I need to run those same tests in my environment, I am curious about block sizes and how those translate up the storage chain. A 4k io done by Iometer is likely getting converted to a 64k io by the vmware storage driver, and perhaps converted again by the VMFS system over the LUN. Are you benchmarking random 4k or sequential? Based on the low result I assume random? How much better/worse does it get when you switch to 8k?
Did you create your VMFS partition during the ESX install or with the GUI based client afterword? Partitions created by the installer are not "aligned" properly causing blocks to overlap tracks. Also Vmware recommends that the NTFS partition be formatted at 32k allocation unit size.
http://communities.vmware.com/docs/DOC-11458Also ESX 4 has proven a tricky beast when it comes to setting the luns up for Round Robin.

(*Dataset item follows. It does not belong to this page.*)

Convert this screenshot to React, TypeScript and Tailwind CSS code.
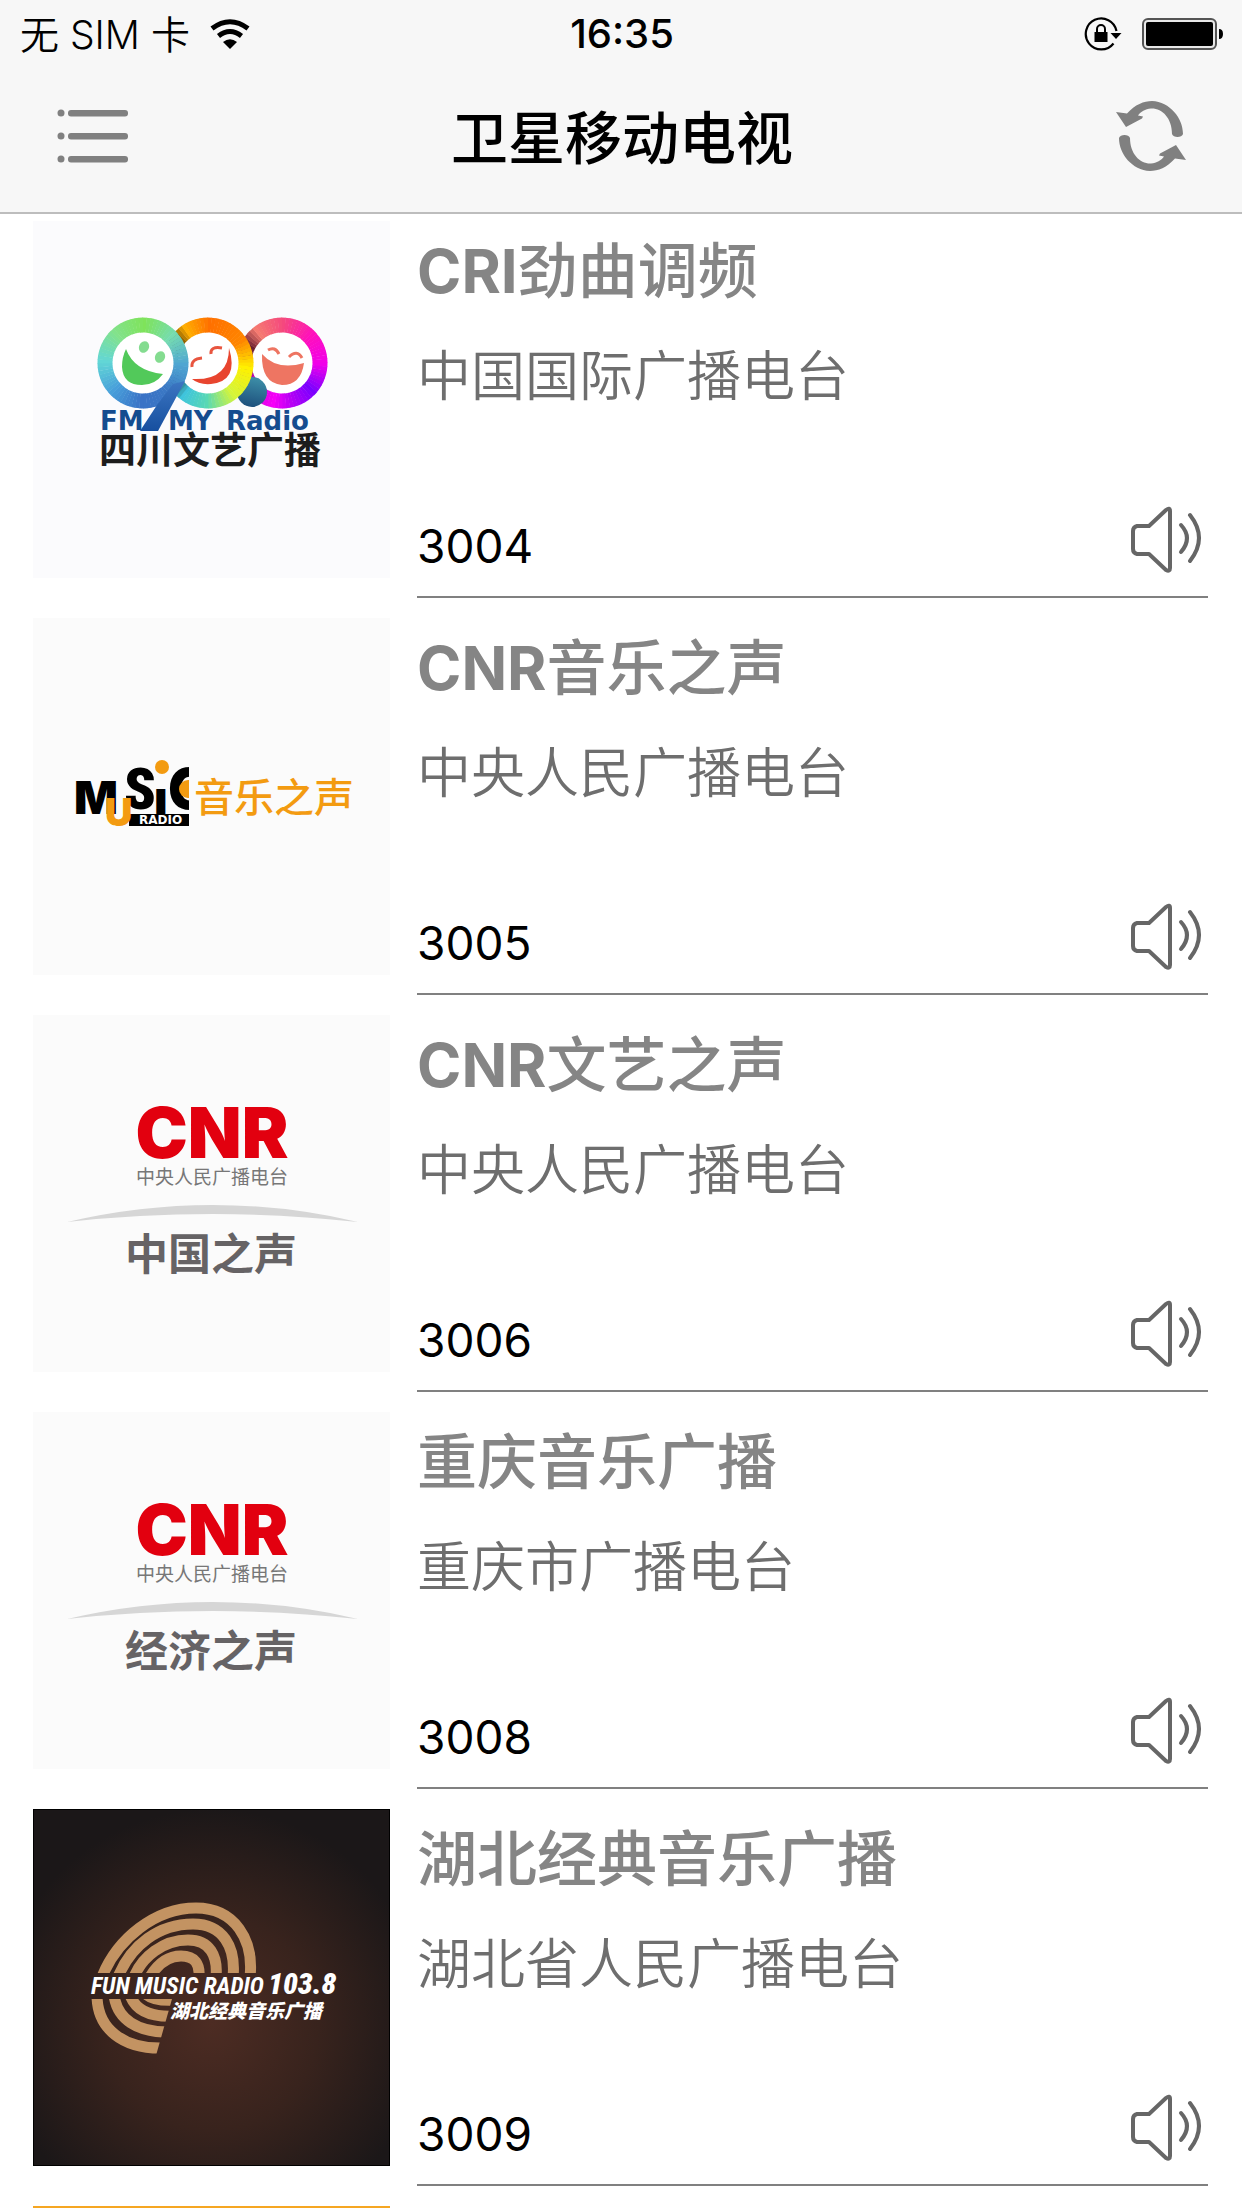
import type { ReactNode } from "react";

interface Station {
  id: string;
  prefix?: string;
  name: string;
  owner: string;
  logo: ReactNode;
}

type Stop = [number, string];

function mixColor(stops: Stop[], angle: number) {
  const next = stops.findIndex(([at]) => at >= angle);
  const [a1, c1] = stops[Math.max(next - 1, 0)];
  const [a2, c2] = stops[next];
  const t = a2 === a1 ? 0 : (angle - a1) / (a2 - a1);

  const channel = (i: number) => {
    const from = parseInt(c1.slice(i, i + 2), 16);
    const to = parseInt(c2.slice(i, i + 2), 16);
    return Math.round(from + (to - from) * t);
  };

  return `rgb(${channel(1)} ${channel(3)} ${channel(5)})`;
}

interface ColorRingProps {
  cx: number;
  cy: number;
  stops: Stop[];
}

// Ring whose colour changes around the circle, 0deg is at the top
function ColorRing({ cx, cy, stops }: ColorRingProps) {
  const step = 5;
  const point = (deg: number) => {
    const rad = ((deg - 90) * Math.PI) / 180;
    return `${cx + 38 * Math.cos(rad)} ${cy + 38 * Math.sin(rad)}`;
  };

  return (
    <g fill="none" strokeWidth="15">
      <circle cx={cx} cy={cy} r="34" fill="#fff" />
      {Array.from({ length: 360 / step }, (_, i) => (
        <path
          key={i}
          d={`M${point(i * step - 0.6)} A38 38 0 0 1 ${point((i + 1) * step)}`}
          stroke={mixColor(stops, i * step)}
        />
      ))}
    </g>
  );
}

const ringGreen: Stop[] = [
  [0, "#7fe35a"],
  [45, "#76dcb0"],
  [90, "#4fa6d2"],
  [135, "#3a78c4"],
  [180, "#3a72c6"],
  [225, "#489fda"],
  [270, "#62d6d6"],
  [315, "#82e28c"],
  [360, "#7fe35a"],
];

const ringOrange: Stop[] = [
  [0, "#ff7000"],
  [55, "#ff8600"],
  [95, "#fff000"],
  [140, "#d4f53a"],
  [180, "#58d8b4"],
  [215, "#3fc4dc"],
  [240, "#1b4a50"],
  [300, "#4a3000"],
  [325, "#ffae00"],
  [360, "#ff7000"],
];

const ringPink: Stop[] = [
  [0, "#f5487e"],
  [45, "#ff10bc"],
  [90, "#f000ea"],
  [130, "#7a00ff"],
  [165, "#b800f4"],
  [190, "#f600f8"],
  [225, "#d000d8"],
  [295, "#6a2030"],
  [320, "#f57a70"],
  [360, "#f5487e"],
];

function SichuanLogo() {
  return (
    <svg viewBox="0 0 357 357" className="size-full bg-[#fbfbfd]">
      <defs>
        <linearGradient id="tail" x1="0" y1="0" x2="0" y2="1">
          <stop offset="0" stopColor="#3c76c2" />
          <stop offset="1" stopColor="#164f9f" />
        </linearGradient>
        <linearGradient id="dot" x1="0.6" y1="0" x2="0.4" y2="1">
          <stop offset="0" stopColor="#3d8fa8" />
          <stop offset="1" stopColor="#1d4f7c" />
        </linearGradient>
      </defs>
      <ColorRing cx={249} cy={142} stops={ringPink} />
      <circle cx="219" cy="171" r="15" fill="url(#dot)" />
      <ColorRing cx={175} cy={142} stops={ringOrange} />
      <ColorRing cx={110} cy={142} stops={ringGreen} />
      <path d="M124 184 L107 210 H125 L152 160 L140 163 Z" fill="url(#tail)" />
      <path
        d="M93 128 Q101 150 130 153 Q122 164 109 164 Q90 164 89 146 Q89 136 93 128 Z"
        fill="#52c95a"
      />
      <ellipse cx="111" cy="126" rx="5" ry="6" fill="#84dc90" transform="rotate(25 111 126)" />
      <ellipse cx="127" cy="136" rx="5" ry="6" fill="#84dc90" transform="rotate(25 127 136)" />
      <path d="M159 158 Q196 160 196 127 Q206 160 178 163 Q166 164 159 158 Z" fill="#e8452f" />
      <path
        d="M159 146 Q158 138 169 137 M178 133 Q177 125 189 127"
        fill="none"
        stroke="#e8553f"
        strokeWidth="3"
      />
      <path d="M229 133 Q244 150 271 142 Q268 164 249 164 Q228 162 229 133 Z" fill="#ee7562" />
      <path
        d="M235 129 Q242 125 246 133 M256 136 Q264 128 269 137"
        fill="none"
        stroke="#ee7562"
        strokeWidth="3"
      />
      <g className="font-['DejaVu_Sans',sans-serif] text-[26px] font-bold" fill="#154c8f">
        <text x="67" y="209">FM</text>
        <text x="135" y="209">MY</text>
        <text x="193" y="209">Radio</text>
      </g>
      <text
        x="66"
        y="243"
        fill="#1c1c1c"
        className="font-['Noto_Sans_CJK_SC',sans-serif] text-[37px] font-bold"
      >
        四川文艺广播
      </text>
    </svg>
  );
}

function MusicRadioLogo() {
  return (
    <svg viewBox="0 0 357 357" className="size-full bg-[#fbfbfb]">
      <clipPath id="cut">
        <rect x="136" y="145" width="20" height="60" />
      </clipPath>
      <rect x="96" y="196" width="60" height="12" />
      <g className="font-[Inter,sans-serif] font-black">
        <text x="41" y="196" className="text-[46px]">M</text>
        <text
          x="91"
          y="191"
          className="font-['Roboto_Condensed',Roboto,sans-serif] text-[58px]"
        >
          S
        </text>
        <text x="121" y="196" className="text-[46px]">ı</text>
        <g clipPath="url(#cut)">
          <text x="135" y="191" className="text-[56px]">C</text>
          <circle cx="155" cy="171" r="9" fill="#f39b11" />
        </g>
        <text x="72" y="208" fill="#f39b11" className="text-[38px]">U</text>
      </g>
      <circle cx="129" cy="149" r="7" fill="#f39b11" />
      <text
        x="106"
        y="206"
        fill="#fff"
        className="font-['DejaVu_Sans',sans-serif] text-xs font-bold"
      >
        RADIO
      </text>
      <text
        x="161"
        y="194"
        fill="#f39b11"
        className="font-['Noto_Sans_CJK_SC',sans-serif] text-[40px] font-medium"
      >
        音乐之声
      </text>
    </svg>
  );
}

function CnrLogo({ channel }: { channel: string }) {
  return (
    <svg viewBox="0 0 357 357" className="size-full bg-[#fbfbfb]">
      <text
        x="179"
        y="143"
        fill="#e2000f"
        textAnchor="middle"
        className="font-[Inter,sans-serif] text-[70px] font-black"
      >
        CNR
      </text>
      <g textAnchor="middle" className="font-['Noto_Sans_CJK_SC',sans-serif]">
        <text x="179" y="169" fill="#777" className="text-[19px]">
          中央人民广播电台
        </text>
        <path d="M34 207 Q180 173 325 207 Q180 191 34 207 Z" fill="#d6d6d6" />
        <text x="178" y="255" fill="#666365" className="text-[43px] font-bold">
          {channel}
        </text>
      </g>
    </svg>
  );
}

function HubeiLogo() {
  return (
    <svg viewBox="0 0 357 357" className="size-full">
      <defs>
        <radialGradient id="glow" cx="0.5" cy="0.6" r="0.6">
          <stop offset="0" stopColor="#4d2c23" />
          <stop offset="0.5" stopColor="#38231d" />
          <stop offset="1" stopColor="#1b1718" />
        </radialGradient>
        <clipPath id="upper">
          <rect x="50" y="80" width="190" height="84" />
        </clipPath>
        <clipPath id="lower">
          <path d="M50 190 H139 L122 250 H50 Z" />
        </clipPath>
      </defs>
      <rect width="357" height="357" fill="url(#glow)" />
      <rect x="0.5" y="0.5" width="356" height="356" fill="none" stroke="#000" />
      <g fill="none" stroke="#c39362" strokeWidth="11">
        <g clipPath="url(#upper)">
          <path d="M69 168 C84 130 122 99 163 99 C202 99 221 131 217 168" />
          <path d="M85 168 C98 136 126 115 160 115 C190 115 203 138 200 168" />
          <path d="M101 168 C109 148 130 131 155 131 C177 131 185 147 183 168" />
          <path d="M117 168 C124 156 134 147 148 147 C162 147 167 155 166 168" />
        </g>
        <g clipPath="url(#lower)">
          <path d="M64 186 C64 220 90 240 130 239" />
          <path d="M81 186 C84 210 104 224 138 223" />
          <path d="M97 186 C102 200 116 209 144 207" />
          <path d="M114 186 C120 191 130 192 144 191" />
        </g>
      </g>
      <g
        fill="#fff"
        className="font-['Roboto_Condensed',Roboto,sans-serif] font-bold italic"
      >
        <text x="58" y="185" className="text-2xl">FUN MUSIC RADIO</text>
        <text x="235" y="185" className="text-[30px] font-black">103.8</text>
        <text
          x="137"
          y="209"
          className="font-['Noto_Sans_CJK_SC',sans-serif] text-[19px] font-black"
        >
          湖北经典音乐广播
        </text>
      </g>
    </svg>
  );
}

function WifiIcon() {
  return (
    <svg viewBox="0 0 40 30" className="h-[30px] w-10">
      <g fill="none" stroke="#000" strokeWidth="5">
        <path d="M2 9.5 Q20 -4 38 9.500" />
        <path d="M8.500 17 Q20 8 31.500 17" />
      </g>
      <path d="M13 23 Q20 17.500 27 23 L20 30 Z" />
    </svg>
  );
}

function RotationLockIcon() {
  return (
    <svg viewBox="0 0 38 34" className="h-[34px] w-[38px]">
      <path
        d="M32.500 14 A15.500 15.500 0 1 0 29.500 26.500"
        fill="none"
        stroke="#000"
        strokeWidth="2.200"
      />
      <path d="M26.500 16 H37.500 L32 22 Z" />
      <rect x="10.500" y="15" width="13" height="10" />
      <path d="M13 16 V12 A4 4 0 0 1 21 12 V16" fill="none" stroke="#000" strokeWidth="2" />
    </svg>
  );
}

function BatteryIcon() {
  return (
    <svg viewBox="0 0 82 32" className="h-8 w-[82px]">
      <rect x="1" y="1" width="73" height="30" rx="5" fill="#e9e9e9" stroke="#555" strokeWidth="2" />
      <rect x="4" y="4" width="67" height="24" rx="2" />
      <path d="M77 11 Q81 11 81 16 Q81 21 77 21 Z" />
    </svg>
  );
}

function ListIcon() {
  return (
    <svg viewBox="0 0 72 54" className="h-[54px] w-[72px]" fill="#808080">
      {[0, 23, 46].map((y) => (
        <g key={y}>
          <circle cx="5" cy={y + 4} r="3.500" />
          <rect x="12" y={y + 1} width="60" height="6.500" rx="3" />
        </g>
      ))}
    </svg>
  );
}

function RefreshIcon() {
  return (
    <svg viewBox="0 0 70 70" className="size-[70px]" fill="#808080">
      <path
        id="arrow"
        d="M0 11 L11 12.500 C19 3.500 28 0 36 0 C54 1 67 17 67 33 C66 37 57 37 56 33 C56 17 46 7 35 7.500 C29 8 25 10.500 22 14.500 L27 15.500 L26 17.500 L10 26 Z"
      />
      <use href="#arrow" transform="rotate(180 35 35)" />
    </svg>
  );
}

function SpeakerIcon() {
  return (
    <svg
      viewBox="0 0 72 68"
      className="h-[68px] w-[72px]"
      fill="none"
      stroke="#666"
      strokeWidth="4"
      strokeLinecap="round"
      strokeLinejoin="round"
    >
      <path d="M7 20 H19 L36 4 Q40 1 40 5 V62 Q40 66 36 64 L19 48 H7 Q3 47 3 43 V25 Q3 21 7 20 Z" />
      <path d="M51 19 Q63 32 51 46" />
      <path d="M60 9 Q78 32 60 55" />
    </svg>
  );
}

const stations: Station[] = [
  { id: "3004", prefix: "CRI", name: "劲曲调频", owner: "中国国际广播电台", logo: <SichuanLogo /> },
  { id: "3005", prefix: "CNR", name: "音乐之声", owner: "中央人民广播电台", logo: <MusicRadioLogo /> },
  {
    id: "3006",
    prefix: "CNR",
    name: "文艺之声",
    owner: "中央人民广播电台",
    logo: <CnrLogo channel="中国之声" />,
  },
  { id: "3008", name: "重庆音乐广播", owner: "重庆市广播电台", logo: <CnrLogo channel="经济之声" /> },
  { id: "3009", name: "湖北经典音乐广播", owner: "湖北省人民广播电台", logo: <HubeiLogo /> },
];

function StationRow({ id, prefix, name, owner, logo }: Station) {
  return (
    <li className="flex gap-[27px] pb-10">
      <div className="size-[357px] shrink-0">{logo}</div>

      <div className="-mb-5 flex flex-1 flex-col border-b-2 border-[#808080]">
        <h2 className="mt-[18px] text-[60px] leading-16 font-medium text-[#858585]">
          {prefix && <span className="font-bold">{prefix}</span>}
          {name}
        </h2>
        <p className="mt-[42px] text-[54px] leading-16 font-[350] text-[#6e6e6e]">{owner}</p>

        <div className="mt-auto flex items-end justify-between pr-[6px] pb-[22px]">
          <span className="text-[46px] leading-14 text-black">{id}</span>
          <button aria-label="播放">
            <SpeakerIcon />
          </button>
        </div>
      </div>
    </li>
  );
}

export default function App() {
  return (
    <div className="flex h-screen flex-col overflow-hidden bg-white font-[Inter,'Noto_Sans_CJK_SC',sans-serif] text-black">
      <header className="shrink-0 border-b-2 border-[#bdbdbd] bg-[#f7f7f7]">
        <div className="grid h-[68px] grid-cols-3 items-center pr-[18px] pl-5">
          <div className="flex items-center gap-5 text-[39px] leading-none font-[350]">
            <span>无 SIM 卡</span>
            <WifiIcon />
          </div>
          <time className="text-center text-[40px] leading-none font-medium">16:35</time>
          <div className="flex items-center justify-end gap-5">
            <RotationLockIcon />
            <BatteryIcon />
          </div>
        </div>

        <div className="flex h-36 items-center justify-between px-14 pb-2">
          <button aria-label="菜单">
            <ListIcon />
          </button>
          <h1 className="pt-1 text-[57px] leading-none font-medium">卫星移动电视</h1>
          <button aria-label="刷新">
            <RefreshIcon />
          </button>
        </div>
      </header>

      <ul className="pt-[7px] pr-[34px] pl-[33px]">
        {stations.map((station) => (
          <StationRow key={station.id} {...station} />
        ))}
        <li aria-hidden="true">
          <div className="size-[357px] bg-[#f5a623]" />
        </li>
      </ul>
    </div>
  );
}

After painstakingly using the gui to make all 10 luns on 5 esx servers round robin... (50 changes total) we applied some ESX patches and it reverted everything back to fixed path. The 3PAR implementation guide for ESX 4 has the commands to change the ESX defaults to RR.
Verify your ESX host setup inside the 3par as persona 6 and your ESX QFullSampleSize=32 and QFullThreshold=4 (Per 3PAR implementation guide for ESX 4)
Will have more to say once I get my own tests in order.